Quantifying the evolution of antimicrobial resistance in mixed species communities, BBSRC SWBio, PhD in Biosciences studentship

The SWBio DTP is one of the 12 Doctoral Training Partnerships funded by the BBSRC to provide PhD training in areas of their strategic relevance. The SWBio DTP is a consortium comprising the Universities of Bristol (lead), Bath, Cardiff, Exeter, and Rothamsted Research. Together, these institutions present a distinctive cadre of bioscience research staff and students with established international, national and regional networks and widely recognised research excellence. For further details about the programme please see https://www.swbio.ac.uk/

Location: University of Exeter, Streatham Campus, Exeter EX4 4QJ

Supervisory team:
Prof Neil Gow, College of Life and Environmental Sciences, University of Exeter
Prof Robert Beardmore, Department of Biosciences, College of Life and Environmental Sciences, University of Exeter
Dr Steve Bates, Department of Biosciences, College of Life and Environmental Sciences, University of Exeter
Dr Daniel Henk, University of Bath


Antibiotic resistance poses formidable challenge with resistance to all but the most recently discovered antibiotics encountered in clinical and agricultural practice.
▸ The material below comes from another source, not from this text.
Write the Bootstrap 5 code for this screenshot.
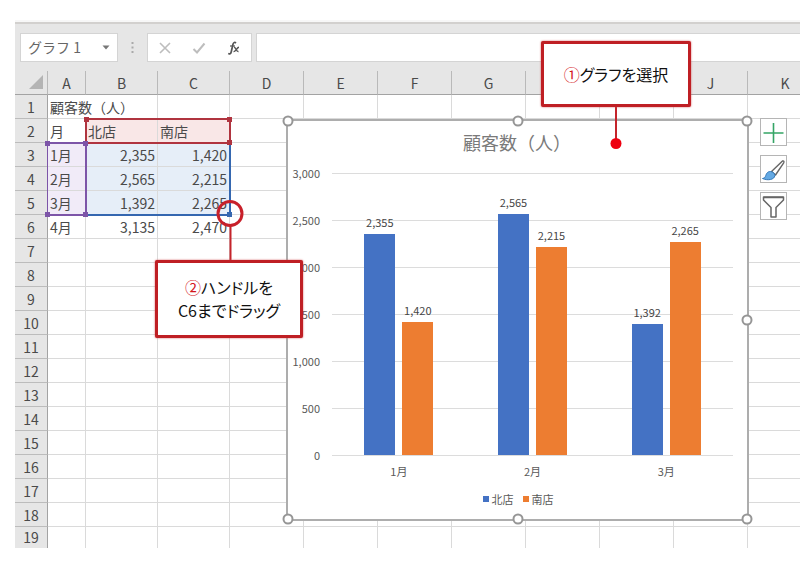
<!DOCTYPE html>
<html lang="ja">
<head>
<meta charset="utf-8">
<meta name="viewport" content="width=device-width, initial-scale=1">
<title>顧客数（人）</title>
<link href="https://cdn.jsdelivr.net/npm/bootstrap@5.3.0/dist/css/bootstrap.min.css" rel="stylesheet">
<style>
body { font-family: "Noto Sans CJK JP", sans-serif; font-size: 14px; color: #4a4a4a; background: #fff; }
.app { margin: 20px 0 15px 15px; background: #e6e6e6; overflow: hidden; }
.ribbon-edge { height: 4px; background: #f7f7f7; border-bottom: 2px solid #d2d0ce; }
.formula-row { padding: 9px 0 9px 5px; height: 47px; }
.field { background: #fff; border: 1px solid #d4d4d4; height: 29px; }
.name-box { width: 98px; }
.name-box input { width: 74px; padding: 0 0 0 7px; font-size: 14px; line-height: 27px; color: #666; }
.fx-box { width: 105px; }
.plain { border: 0; background: transparent; padding: 0; outline: 0; }
.grip { width: 29px; }
.formula { margin-left: 4px; min-width: 0; border-right: 0; border-radius: 0; padding: 0 8px; }

.sheet { background: #fff; }
.grid { table-layout: fixed; width: 100%; border-collapse: separate; border-spacing: 0; }
.grid th, .grid td { height: 24px; padding: 0 2px; line-height: 22px; border-right: 1px solid #dadada; border-bottom: 1px solid #dadada; white-space: nowrap; overflow: visible; }
.grid th { background: #e6e6e6; font-weight: 400; text-align: center; color: #4a4a4a; }
.grid thead th { border-bottom-color: #a3a3a3; border-right-color: #b9b9b9; }
.grid tbody th { border-right-color: #a3a3a3; border-bottom-color: #bcbcbc; }
.grid tr > :last-child { border-right: 0; }
.grid tbody tr:last-child > * { height: 21px; line-height: 21px; border-bottom: 0; }
.grid .num { text-align: right; }
.grid .no-edge { border-right-color: transparent; }
.c-head { width: 33px; } .c-a { width: 38px; } .c-b { width: 72px; } .c-std { width: 74px; }
.fill-name { background: #f9e7e7; }
.fill-cat { background: #f1ebf8; }
.fill-val { background: #e6eef8; }

.range { position: absolute; border: 2px solid; }
.range i { position: absolute; width: 5px; height: 5px; background: currentColor; }
.range .tl { left: -3px; top: -3px; } .range .tr { right: -3px; top: -3px; }
.range .bl { left: -3px; bottom: -3px; } .range .br { right: -3px; bottom: -3px; }
.range-cat { left: 32px; top: 71px; width: 40px; height: 74px; color: #7d55a8; border-left-width: 1px; }
.range-val { left: 70px; top: 71px; width: 146px; height: 74px; color: #3567b0; border-left: 0; }
.range-name { left: 70px; top: 47px; width: 146px; height: 26px; color: #b0343f; }

.chart { position: absolute; left: 271px; top: 48px; width: 463px; background: #fff; border: 2px solid #adadad; font-size: 11px; line-height: 16px; color: #595959; padding: 9px 14px 12px 1px; }
.chart-title { font-size: 18px; font-weight: 400; line-height: 24px; margin: 0 0 11px 12px; color: #7a7a7a; }
.y-axis { width: 31px; height: 298px; }
.plot { margin: 8px 0 7px 12px; }
.plot > * { grid-area: 1 / 1; }
.rule { height: 47px; border-top: 1px solid #dcdcdc; }
.rule:last-child { height: 1px; }
.bars { height: 282px; }
.cluster { gap: 7px; }
.bar-slot { width: 31px; height: 100%; }
.bar-value { margin-bottom: 4px; color: #454545; }
.bar { width: 31px; }
.north { background: #4472c4; } .south { background: #ed7d31; }
.x-axis { margin-left: 43px; }
.legend-row { margin: 12px 0 0 14px; gap: 9px; }
.key { width: 6px; height: 6px; margin-right: 3px; }
.knob { position: absolute; width: 11px; height: 11px; border: 2px solid #969696; border-radius: 50%; background: #fff; transform: translate(-50%, -50%); }

.chart-tools { position: absolute; left: 745px; top: 47px; gap: 9px; }
.chart-tools button { width: 27px; height: 28px; padding: 0; border: 1px solid #b5b5b5; border-radius: 0; background: #fff; line-height: 0; }

.callout { position: absolute; background: #fff; border: 3px solid #bf1f24; border-radius: 2px; box-shadow: 0 0 2px #d05055; color: #111; font-size: 16px; line-height: 23px; font-feature-settings: "palt"; text-align: center; }
.callout b { font-weight: 400; color: #d3161c; }
.callout-1 { left: 541px; top: 41px; width: 150px; height: 66px; }
.callout-2 { left: 155px; top: 260px; width: 148px; height: 78px; }
.pointer { position: absolute; pointer-events: none; }
.pointer-1 { left: 608px; top: 106px; }
.pointer-2 { left: 215px; top: 198px; }
</style>
<script src="https://cdn.jsdelivr.net/npm/bootstrap@5.3.0/dist/js/bootstrap.bundle.min.js"></script>
</head>
<body>
<main class="position-relative overflow-hidden">
<div class="app">
  <div class="ribbon-edge"></div>
  <div class="formula-row d-flex align-items-start">
    <div class="field name-box d-flex align-items-center">
      <input class="plain" type="text" value="グラフ 1" aria-label="名前ボックス">
      <button class="plain flex-fill d-flex justify-content-center" type="button" aria-label="名前の一覧">
        <svg width="8" height="5" viewBox="0 0 8 5"><path d="M.5.5h7L4 4.5z" fill="#777"/></svg>
      </button>
    </div>
    <svg class="grip" height="29" viewBox="0 0 29 29"><path d="M14.5 9v12" stroke="#aaa" stroke-width="2" stroke-dasharray="2 2.5"/></svg>
    <div class="field fx-box d-flex align-items-center justify-content-around">
      <button class="plain d-flex" type="button" aria-label="キャンセル"><svg width="14" height="14" viewBox="0 0 14 14"><path d="M2 2l10 10M12 2L2 12" stroke="#bdbdbd" stroke-width="1.6"/></svg></button>
      <button class="plain d-flex" type="button" aria-label="入力"><svg width="14" height="14" viewBox="0 0 14 14"><path d="M1.500 8l3.500 3.500L12.500 2.500" fill="none" stroke="#bdbdbd" stroke-width="2"/></svg></button>
      <button class="plain d-flex" type="button" aria-label="関数の挿入"><svg width="14" height="14" viewBox="0 0 14 14" fill="none" stroke="#555"><path d="M9 2C7.500.8 6.300 1.700 5.900 3.500L4.200 11c-.4 1.700-1.500 2.200-3 1.500" stroke-width="1.700"/><path d="M3 5h5" stroke-width="1.200"/><path d="M7 6.500c2-.8 2 4.500 4.500 4M12 6.300c-2 0-3.500 4.700-5.500 4.300" stroke-width="1.400"/></svg></button>
    </div>
    <input class="field formula flex-fill" type="text" aria-label="数式バー">
  </div>

  <div class="sheet position-relative">
    <table class="grid">
      <colgroup><col class="c-head"><col class="c-a"><col class="c-b"><col class="c-b"><col class="c-std"><col class="c-std"><col class="c-std"><col class="c-std"><col class="c-std"><col class="c-std"><col class="c-std"><col></colgroup>
      <thead><tr>
        <th aria-label="すべて選択"><svg class="d-block ms-auto" width="17" height="15" viewBox="0 0 17 15"><path d="M15 0v14H1z" fill="#b4b4b4"/></svg></th>
        <th>A</th><th>B</th><th>C</th><th>D</th><th>E</th><th>F</th><th>G</th><th aria-label="H"></th><th aria-label="I"></th><th>J</th><th class="ps-4">K</th>
      </tr></thead>
      <tbody id="cells">
        <tr><th>1</th><td class="no-edge">顧客数（人）</td><td></td><td></td></tr>
        <tr><th>2</th><td>月</td><td class="fill-name">北店</td><td class="fill-name">南店</td></tr>
        <tr><th>3</th><td class="fill-cat">1月</td><td class="fill-val num">2,355</td><td class="fill-val num">1,420</td></tr>
        <tr><th>4</th><td class="fill-cat">2月</td><td class="fill-val num">2,565</td><td class="fill-val num">2,215</td></tr>
        <tr><th>5</th><td class="fill-cat">3月</td><td class="fill-val num">1,392</td><td class="fill-val num">2,265</td></tr>
        <tr><th>6</th><td>4月</td><td class="num">3,135</td><td class="num">2,470</td></tr>
      </tbody>
    </table>

    <div class="range range-val"><i class="br"></i></div>
    <div class="range range-name"><i class="tl"></i><i class="tr"></i><i class="br"></i></div>
    <div class="range range-cat"><i class="tl"></i><i class="bl"></i><i class="tr"></i><i class="br"></i></div>

    <section class="chart" aria-label="顧客数グラフ">
      <h1 class="chart-title text-center">顧客数（人）</h1>
      <div class="d-flex">
        <div class="y-axis d-flex flex-column justify-content-between text-end">
          <span>3,000</span><span>2,500</span><span>2,000</span><span>1,500</span><span>1,000</span><span>500</span><span>0</span>
        </div>
        <div class="plot d-grid flex-fill">
          <div><div class="rule"></div><div class="rule"></div><div class="rule"></div><div class="rule"></div><div class="rule"></div><div class="rule"></div><div class="rule"></div></div>
          <div class="bars row g-0" id="bars"></div>
        </div>
      </div>
      <div class="x-axis row g-0 text-center"><span class="col">1月</span><span class="col">2月</span><span class="col">3月</span></div>
      <div class="legend-row d-flex justify-content-center">
        <span class="d-flex align-items-center"><span class="key north"></span>北店</span>
        <span class="d-flex align-items-center"><span class="key south"></span>南店</span>
      </div>
      <span class="knob start-0 top-0"></span><span class="knob start-50 top-0"></span><span class="knob start-100 top-0"></span>
      <span class="knob start-0 top-50"></span><span class="knob start-100 top-50"></span>
      <span class="knob start-0 top-100"></span><span class="knob start-50 top-100"></span><span class="knob start-100 top-100"></span>
    </section>

    <div class="chart-tools d-flex flex-column">
      <button type="button" aria-label="グラフ要素"><svg width="25" height="25" viewBox="0 0 25 25"><path d="M12.500 3v20M2.500 13h20" stroke="#35a566" stroke-width="1.600"/></svg></button>
      <button type="button" aria-label="グラフ スタイル"><svg width="25" height="25" viewBox="0 0 25 25"><path d="M21.500 4c1.500-.5 1.700.7 1.200 1.800L14.500 18l-4-3.500z" fill="#fff" stroke="#666" stroke-width="1.400" stroke-linejoin="round"/><path d="M9.500 14.500c2.500.2 4.500 2 4.300 4.200-.3 3.800-6.800 5.300-12.300 2.800 3.500-.7 2.800-3 4.300-5.200.9-1.200 2-1.900 3.700-1.800z" fill="#64a9e3" stroke="#3478b8"/></svg></button>
      <button type="button" aria-label="グラフ フィルター"><svg width="25" height="25" viewBox="0 0 25 25"><path d="M2.500 3h20v3l-7.500 7.500V23h-5v-9.500L2.500 6z" fill="#fff" stroke="#666" stroke-width="1.500" stroke-linejoin="round"/><path d="M3 3.500h19" stroke="#666" stroke-width="1.500"/></svg></button>
    </div>
  </div>
</div>

<svg class="pointer pointer-1" width="16" height="46" viewBox="0 0 16 46"><path d="M8 0v37" stroke="#c4242b" stroke-width="2"/><circle cx="8" cy="37.500" r="5.500" fill="#ee0010"/></svg>
<div class="callout callout-1 d-flex align-items-center justify-content-center"><span><b>①</b>グラフを選択</span></div>
<svg class="pointer pointer-2" width="30" height="64" viewBox="0 0 30 64"><circle cx="15" cy="15.500" r="12" fill="none" stroke="#c8202a" stroke-width="3"/><path d="M15.500 28v36" stroke="#c4242b" stroke-width="2"/></svg>
<div class="callout callout-2 d-flex align-items-center justify-content-center"><span><b>②</b>ハンドルを<br>C6までドラッグ</span></div>
</main>

<script>
// Complete the sheet: 19 rows, 11 columns
const cells = document.getElementById('cells');
for (let r = 0; r < 19; r++) {
  const row = cells.rows[r] || cells.insertRow();
  if (!row.cells.length) {
    const th = document.createElement('th');
    th.textContent = r + 1;
    row.append(th);
  }
  while (row.cells.length < 12) row.insertCell();
}

// Clustered columns, scaled to the 3,000 axis maximum
const data = [[2355, 1420], [2565, 2215], [1392, 2265]];
document.getElementById('bars').innerHTML = data.map(pair =>
  '<div class="cluster col h-100 d-flex justify-content-center">' + pair.map((v, i) =>
    `<div class="bar-slot d-flex flex-column justify-content-end align-items-center">
      <span class="bar-value">${v.toLocaleString('en-US')}</span>
      <div class="bar flex-shrink-0 ${i ? 'south' : 'north'}" style="height:${v / 30}%"></div>
    </div>`).join('') + '</div>').join('');
</script>
</body>
</html>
Fundamental to successful deployment of antibiotics is our ability to accurately measure their efficacy. Currently this is exclusively done using microbial monocultures. Yet in nature microbes form intricate communities where multiple strains and species communicate, cooperate and compete. So why should a single species understanding of microbial response to antibiotics completely explain resistance progression in nature? Indeed, our recent work published in Nature Ecology and Evolution (Beardmore et al 2018) demonstrates that single species antibiotic dose response is a poor predictor of multi-species community dynamics during treatment and after antibiotic withdrawal.
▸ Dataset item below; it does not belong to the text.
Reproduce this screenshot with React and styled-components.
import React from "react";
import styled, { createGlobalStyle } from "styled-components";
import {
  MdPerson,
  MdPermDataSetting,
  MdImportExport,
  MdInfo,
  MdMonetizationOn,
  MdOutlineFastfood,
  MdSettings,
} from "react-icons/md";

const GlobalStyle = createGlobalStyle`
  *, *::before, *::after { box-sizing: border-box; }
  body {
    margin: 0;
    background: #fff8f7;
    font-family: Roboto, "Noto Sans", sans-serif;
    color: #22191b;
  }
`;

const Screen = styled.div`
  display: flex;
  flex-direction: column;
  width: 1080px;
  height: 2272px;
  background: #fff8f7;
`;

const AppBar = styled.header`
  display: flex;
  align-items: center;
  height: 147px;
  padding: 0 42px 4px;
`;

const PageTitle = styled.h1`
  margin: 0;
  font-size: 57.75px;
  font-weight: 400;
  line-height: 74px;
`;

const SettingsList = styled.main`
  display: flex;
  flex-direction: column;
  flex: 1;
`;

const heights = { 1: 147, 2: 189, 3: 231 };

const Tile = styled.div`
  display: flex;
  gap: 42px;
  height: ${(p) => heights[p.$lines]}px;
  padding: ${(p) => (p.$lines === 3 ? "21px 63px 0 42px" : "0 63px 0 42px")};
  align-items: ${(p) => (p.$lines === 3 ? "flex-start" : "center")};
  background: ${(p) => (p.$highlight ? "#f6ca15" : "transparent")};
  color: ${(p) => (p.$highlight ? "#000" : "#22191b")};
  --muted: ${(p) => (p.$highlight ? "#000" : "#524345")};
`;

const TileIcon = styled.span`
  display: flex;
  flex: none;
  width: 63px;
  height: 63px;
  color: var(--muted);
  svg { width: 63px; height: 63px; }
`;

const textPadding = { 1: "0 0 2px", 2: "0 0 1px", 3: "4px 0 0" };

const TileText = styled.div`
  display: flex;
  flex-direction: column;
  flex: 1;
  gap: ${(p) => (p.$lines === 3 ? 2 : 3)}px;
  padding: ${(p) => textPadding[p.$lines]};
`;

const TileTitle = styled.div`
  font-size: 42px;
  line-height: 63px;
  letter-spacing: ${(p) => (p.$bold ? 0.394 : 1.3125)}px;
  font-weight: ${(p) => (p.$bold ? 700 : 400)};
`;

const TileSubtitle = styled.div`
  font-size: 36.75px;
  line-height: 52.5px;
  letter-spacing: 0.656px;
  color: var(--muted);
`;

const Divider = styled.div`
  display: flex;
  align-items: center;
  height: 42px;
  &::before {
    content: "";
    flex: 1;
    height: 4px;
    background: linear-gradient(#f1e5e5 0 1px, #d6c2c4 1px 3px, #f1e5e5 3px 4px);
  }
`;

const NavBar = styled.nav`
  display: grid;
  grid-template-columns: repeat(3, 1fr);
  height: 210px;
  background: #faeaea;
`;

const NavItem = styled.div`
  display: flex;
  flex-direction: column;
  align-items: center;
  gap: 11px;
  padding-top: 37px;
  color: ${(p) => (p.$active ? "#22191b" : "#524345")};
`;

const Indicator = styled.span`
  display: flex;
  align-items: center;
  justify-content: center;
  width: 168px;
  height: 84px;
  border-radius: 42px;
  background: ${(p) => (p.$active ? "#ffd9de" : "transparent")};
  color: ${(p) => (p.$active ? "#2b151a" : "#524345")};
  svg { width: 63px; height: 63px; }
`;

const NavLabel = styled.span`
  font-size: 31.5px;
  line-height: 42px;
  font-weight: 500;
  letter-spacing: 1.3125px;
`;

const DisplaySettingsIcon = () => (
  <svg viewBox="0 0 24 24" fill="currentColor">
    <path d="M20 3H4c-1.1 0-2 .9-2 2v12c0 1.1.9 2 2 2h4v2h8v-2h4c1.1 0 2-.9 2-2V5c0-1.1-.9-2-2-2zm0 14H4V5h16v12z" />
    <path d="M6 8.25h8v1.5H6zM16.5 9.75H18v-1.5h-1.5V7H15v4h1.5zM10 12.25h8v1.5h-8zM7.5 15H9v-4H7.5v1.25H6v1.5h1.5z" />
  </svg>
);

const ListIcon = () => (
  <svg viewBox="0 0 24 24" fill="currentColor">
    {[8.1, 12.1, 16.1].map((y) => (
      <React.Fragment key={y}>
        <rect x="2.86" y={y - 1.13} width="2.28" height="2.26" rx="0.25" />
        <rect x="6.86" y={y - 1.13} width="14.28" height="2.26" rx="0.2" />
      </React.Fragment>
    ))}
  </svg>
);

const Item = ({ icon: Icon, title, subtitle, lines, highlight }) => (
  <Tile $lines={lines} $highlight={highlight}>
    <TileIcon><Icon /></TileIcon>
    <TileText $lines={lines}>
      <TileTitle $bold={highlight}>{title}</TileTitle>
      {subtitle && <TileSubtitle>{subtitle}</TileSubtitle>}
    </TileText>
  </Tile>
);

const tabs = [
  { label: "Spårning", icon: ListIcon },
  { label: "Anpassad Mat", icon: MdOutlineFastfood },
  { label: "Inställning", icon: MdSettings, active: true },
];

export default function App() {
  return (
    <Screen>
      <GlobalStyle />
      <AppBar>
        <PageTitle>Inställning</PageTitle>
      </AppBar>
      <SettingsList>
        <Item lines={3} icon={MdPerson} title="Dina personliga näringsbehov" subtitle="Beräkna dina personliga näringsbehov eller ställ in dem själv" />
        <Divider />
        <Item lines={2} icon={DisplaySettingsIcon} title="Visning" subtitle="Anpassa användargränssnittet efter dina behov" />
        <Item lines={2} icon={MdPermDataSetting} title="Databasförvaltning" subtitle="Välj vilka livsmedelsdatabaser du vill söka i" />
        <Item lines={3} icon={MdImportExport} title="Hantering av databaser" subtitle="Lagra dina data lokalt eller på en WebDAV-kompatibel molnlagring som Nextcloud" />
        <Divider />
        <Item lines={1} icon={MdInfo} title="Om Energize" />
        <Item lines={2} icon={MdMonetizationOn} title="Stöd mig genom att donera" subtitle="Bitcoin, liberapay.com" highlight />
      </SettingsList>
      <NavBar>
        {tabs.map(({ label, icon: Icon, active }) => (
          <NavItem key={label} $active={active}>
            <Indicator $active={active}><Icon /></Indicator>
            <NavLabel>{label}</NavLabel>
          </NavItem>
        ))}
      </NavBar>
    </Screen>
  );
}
This project will quantify the evolution of drug-resistance in mixed-species communities using deadly human pathogens Candida albicans and Candida glabrata as a model system. Both species are commensal microbes found together in the microbiota of healthy individuals but they are also opportunistic pathogens causing life-threatening disseminated infections. These infections are difficult to diagnose and are associated with high mortality rate, ranging from 46-75% for Candidiasis in the bloodstream. Strikingly, as many people die each year from the top ten invasive fungal diseases, including candidiasis, as do from tuberculosis or malaria.

The supervisory team includes Professors Ivana Gudelj, Neil Gow, Rob Beardmore and Dr Steve Bates at Exeter and Dr Daniel Henk at Bath, and brings together a range of complementary skills including in vitro and in vivo experimental evolution, molecular biology, quantitative modeling and genomics.